Parte importante das ações diz respeito a pedidos de liminares para que o plano arque com atendimentos que por alguma razão são ou foram negados. Sem dúvida, várias destas situações envolvem negativas indevidas, sendo um porcentual decorrente de erro de avaliação do caso; outro, de falta de caixa da operadora para fazer frente aos custos num determinado período; e outro, porque aquela determinada operadora não é séria.
Mas existem também situações em que o procedimento não está coberto. Nesses casos, quem arca com o pagamento, fruto da liminar, não é a operadora, mas todos os outros segurados, já que, no final do exercício, a operadora fará a soma das despesas e rateará os pagamentos indevidos no preço cobrado de todos os participantes.

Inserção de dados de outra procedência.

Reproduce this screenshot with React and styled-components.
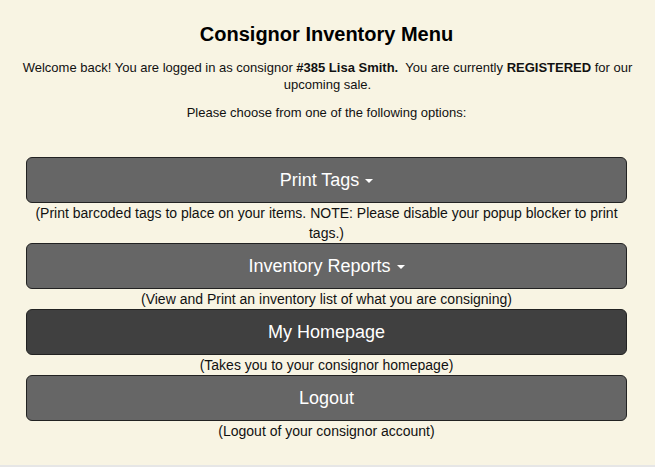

Ninguém discute que recorrer ao Judiciário é um direito constitucional. E o brasileiro tem se valido dele com fartura, tanto que hoje temos mais de 100 milhões de processos correndo no País. É justamente por isso que os 30 mil processos distribuídos em São Paulo ao longo de 2017 mostram que, entre secos e molhados, com crise para agravar a situação, pedidos indevidos e pedidos com cobertura, os planos de saúde privados, com todas as críticas que lhes são feitas, prestam serviço inestimável à saúde do brasileiro.